The Dividend Value Discipline™
As its name suggests, The Dividend Value Discipline™ brings together three critical investment filters: dividends, value and discipline.
Dividends: The First Leg
Stocks, and indeed portfolios, that provide a steady stream of income are inherently less volatile than those that do not (more stable, less chance of loss) - so we start by looking for securities that pay some form of income, or at least have an excellent prospect of doing so in the very near future.
Value: The Second Leg
We look for candidates that are clearly inexpensive. One of the screening tools we use is the price-to-sales ratio because it is a very hard number to fudge. We also use a variety of other measures including the price-to-earnings ratio and less well known, but extremely helpful tools, including internal rate of return and earnings consistency.
Once we have identified a potential candidate - the work begins. We now verify whether or not the candidate truly does represent good value or only appears to do so. We start by tearing apart the company's financial statements to establish whether or not what is represented is actually fact. Our objective is to come up with a number that we believe the company is worth. We then compare that number to what the company can be bought for in the marketplace. When we can buy it at a substantial discount, that company becomes a buy candidate.
Discipline: The Third Leg
Just because we have identified a buy candidate does not mean that we will buy the stock. We now look for evidence that the market is starting to recognize our candidate as being undervalued. We use a variety of technical tools to do this. One of the most helpful indicators is a positive 52-week price change. This gives us evidence that the stock has bottomed and investor interest is returning.

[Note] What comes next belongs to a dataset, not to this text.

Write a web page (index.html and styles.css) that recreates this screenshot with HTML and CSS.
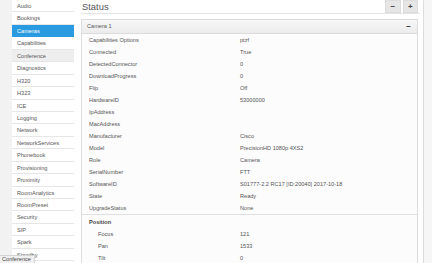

The discipline also works on the sell side. When we have enough evidence of investor interest waning, given the opportunity, we will sell the position to protect the capital, be it at a gain or a loss. Small losses we can stand - it is the big ones we must avoid.
The Target Return
The target return is 10% gross, or roughly 8% net of all fees. Depending on the need for income, we anticipate roughly one-half of the return coming in the form of income, dividends and/or trust distributions, while the balance will come from capital growth. Please understand that our focus is on absolute returns, not relative returns.